Using the carrying capacities observed from monocultures and the inferred interaction matrix, we estimated the feasibility domain of each community. The structural fitness difference for each community shows the distance between the observed vector of carrying capacities and the vector of carrying capacities located at the geometric centroid of the feasibility domain. Species biomasses are even at the centroid. Thus, moving away from the centroid pushes the community to a more uneven state. The relationship between evenness and the distance from the centroid depends on the shape and size of the feasibility domain. More similar communities show a negative homogeneous pattern, but this pattern weakens among heterogeneous communities.
Results/Conclusions
Using a microcosm experiment, we show that under a control temperature, the tolerance limits are similar for all communities. However, under thermal stress, these limits change among communities. We demonstrate theoretically and experimentally that this change is due to an increase in the variability in the strength of species interactions among communities.
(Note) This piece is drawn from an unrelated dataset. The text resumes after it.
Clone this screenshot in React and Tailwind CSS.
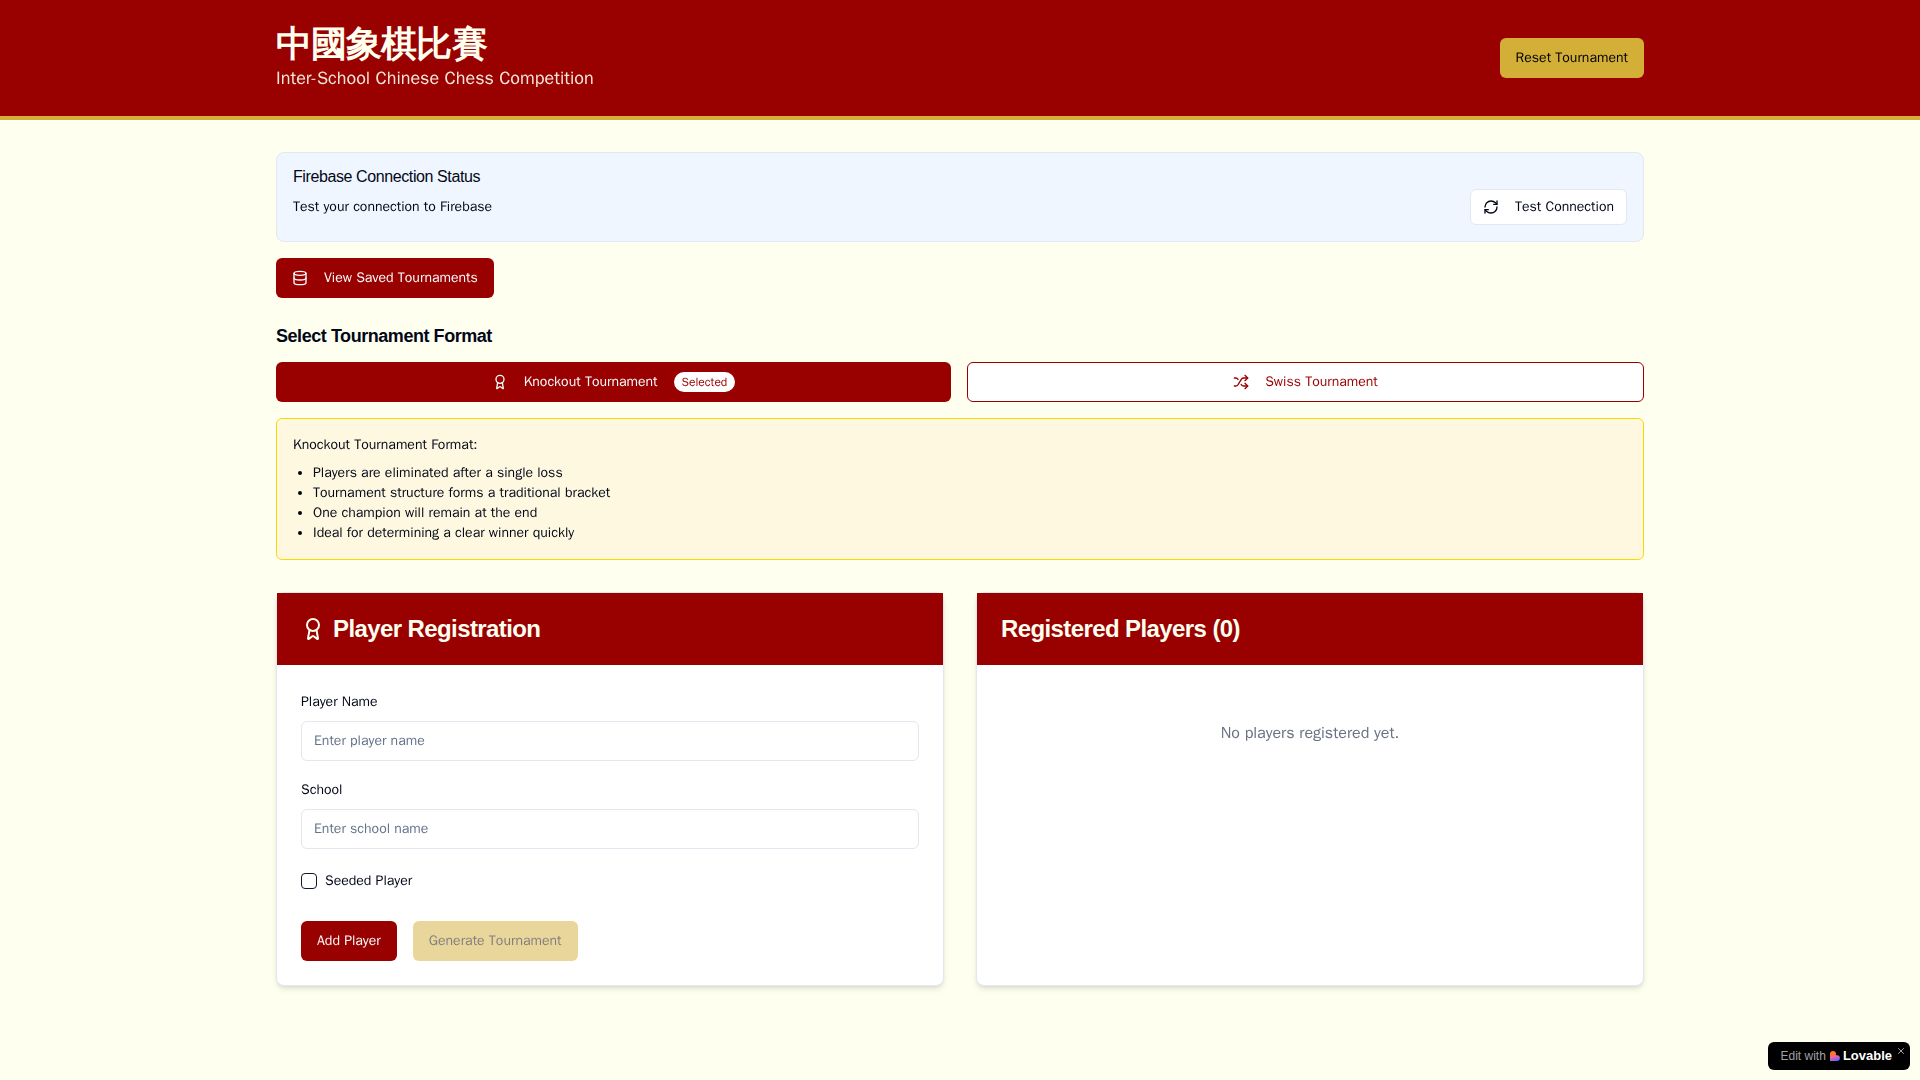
import React from "react";
import { Award, Database, RefreshCw, Shuffle, X } from "lucide-react";

const heading = 'font-["Liberation_Sans",sans-serif] tracking-tight';
const buttonBase = "inline-flex items-center justify-center gap-2 rounded-md text-sm font-medium whitespace-nowrap";
const field =
  "h-10 w-full rounded-md border border-[#e2e8f0] bg-white px-3 py-2 text-sm placeholder:text-[#64748b]";

function Header() {
  return (
    <header className="border-b-4 border-[#d4af37] bg-[#990000] text-[#fffff0]">
      <div className="mx-auto flex max-w-[1400px] items-center justify-between px-4 py-6">
        <div>
          <h1 lang="zh-Hant" className={heading + " text-4xl font-bold"}>中國象棋比賽</h1>
          <p className="text-lg opacity-90">Inter-School Chinese Chess Competition</p>
        </div>
        <button type="button" className={buttonBase + " h-10 bg-[#d4af37] px-4 text-black"}>
          Reset Tournament
        </button>
      </div>
    </header>
  );
}

function ConnectionStatus() {
  return (
    <section className="rounded-lg border border-[#e2e8f0] bg-[#eff6ff] p-4">
      <h5 className={heading + " mb-1 text-base leading-none font-medium"}>Firebase Connection Status</h5>
      <div className="flex items-center justify-between">
        <span className="text-sm">Test your connection to Firebase</span>
        <button type="button" className={buttonBase + " h-9 border border-[#e2e8f0] bg-white px-3"}>
          <RefreshCw className="mr-2 size-4" />
          Test Connection
        </button>
      </div>
    </section>
  );
}

function FormatPicker() {
  return (
    <section className="mt-6">
      <h2 className={heading + " mb-3 text-lg font-semibold"}>Select Tournament Format</h2>
      <div className="flex gap-4">
        <button type="button" aria-pressed="true" className={buttonBase + " h-10 flex-1 bg-[#990000] px-4 text-[#f8fafc]"}>
          <Award className="mr-2 size-4" />
          Knockout Tournament
          <span className="ml-2 rounded-full bg-white px-2 py-0.5 text-xs text-[#990000]">Selected</span>
        </button>
        <button
          type="button"
          aria-pressed="false"
          className={buttonBase + " h-10 flex-1 border border-[#990000] bg-white px-4 text-[#990000]"}
        >
          <Shuffle className="mr-2 size-4" />
          Swiss Tournament
        </button>
      </div>
      <div className="mt-4 rounded-md border border-[#ffd700] bg-[#fff8e1] p-4 text-sm">
        <p className="mb-2 font-medium">Knockout Tournament Format:</p>
        <ul className="list-disc pl-5">
          <li>Players are eliminated after a single loss</li>
          <li>Tournament structure forms a traditional bracket</li>
          <li>One champion will remain at the end</li>
          <li>Ideal for determining a clear winner quickly</li>
        </ul>
      </div>
    </section>
  );
}

function Card({ title, icon, children }) {
  return (
    <section className="rounded-lg border border-[#e2e8f0] bg-white shadow-md">
      <div className="bg-[#990000] p-6 text-[#fffff0]">
        <h3 className={heading + " flex items-center gap-2 text-2xl leading-none font-semibold"}>
          {icon}
          {title}
        </h3>
      </div>
      <div className="p-6">{children}</div>
    </section>
  );
}

function TextField({ id, label, placeholder }) {
  return (
    <div>
      <div className="mb-2">
        <label htmlFor={id} className="text-sm leading-none font-medium">
          {label}
        </label>
      </div>
      <input id={id} type="text" placeholder={placeholder} className={field} />
    </div>
  );
}

function RegistrationForm() {
  return (
    <form className="space-y-4">
      <TextField id="player-name" label="Player Name" placeholder="Enter player name" />
      <TextField id="school" label="School" placeholder="Enter school name" />
      <div className="flex items-center gap-2 pt-2">
        <input id="seeded" type="checkbox" className="size-4 appearance-none rounded-sm border border-[#0f172a] checked:bg-[#0f172a]" />
        <label htmlFor="seeded" className="text-sm leading-none font-medium">
          Seeded Player
        </label>
      </div>
      <div className="flex gap-4 pt-4">
        <button type="submit" className={buttonBase + " h-10 bg-[#990000] px-4 text-[#f8fafc]"}>
          Add Player
        </button>
        <button type="button" disabled className={buttonBase + " h-10 bg-[#d4af37] px-4 text-black opacity-50"}>
          Generate Tournament
        </button>
      </div>
    </form>
  );
}

function LovableBadge() {
  return (
    <aside className='fixed right-2.5 bottom-2.5 flex h-7 items-center rounded-md bg-black pr-[18px] pl-[13px] font-["Liberation_Sans",sans-serif] text-xs'>
      <a href="#edit" className="flex items-center gap-1">
        <span className="text-[#a1a1aa]">Edit with</span>
        <span className="flex items-center gap-[3px]">
          <svg viewBox="0 0 24 24" className="size-[10px]" aria-hidden="true">
            <defs>
              <linearGradient id="heart" x1="0.3" y1="0" x2="0.6" y2="1">
                <stop offset="0.2" stopColor="#ff7a1a" />
                <stop offset="0.55" stopColor="#ff5f9e" />
                <stop offset="0.95" stopColor="#5b6cff" />
              </linearGradient>
            </defs>
            <path d="M7.2 0a7.2 7.2 0 0 1 7.2 7.2V10h2.4a7 7 0 0 1 0 14H0V7.2A7.2 7.2 0 0 1 7.2 0Z" fill="url(#heart)" />
          </svg>
          <span className="text-[13px] font-bold text-white">Lovable</span>
        </span>
      </a>
      <button type="button" aria-label="Close" className="absolute top-1 right-1 text-[#c4c4c8]">
        <X className="size-2.5" />
      </button>
    </aside>
  );
}

export default function App() {
  return (
    <div className='min-h-screen bg-[#fffff0] font-["WenQuanYi_Zen_Hei","Noto_Sans_CJK_TC",sans-serif] text-[#020817]'>
      <Header />
      <main className="mx-auto max-w-[1400px] px-4 py-8">
        <ConnectionStatus />
        <button type="button" className={buttonBase + " mt-4 h-10 bg-[#990000] px-4 text-[#f8fafc]"}>
          <Database className="mr-2 size-4" />
          View Saved Tournaments
        </button>
        <FormatPicker />
        <div className="mt-8 grid grid-cols-2 gap-8">
          <Card title="Player Registration" icon={<Award className="size-6" />}>
            <RegistrationForm />
          </Card>
          <Card title="Registered Players (0)">
            <p className="py-8 text-center text-gray-500">No players registered yet.</p>
          </Card>
        </div>
      </main>
      <LovableBadge />
    </div>
  );
}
We found that increasing temperature makes communities more heterogeneous in their responses (losing the negative relationship between evenness and the distance to the centroid) compared to control temperature, where communities are more homogenous. This implies that warming affects communities differently, changing species interactions and therefore changing their limit of tolerance to environmental perturbations.
Our findings provide new concepts and tools to understand the response and tolerance of microbial communities to environmental changes.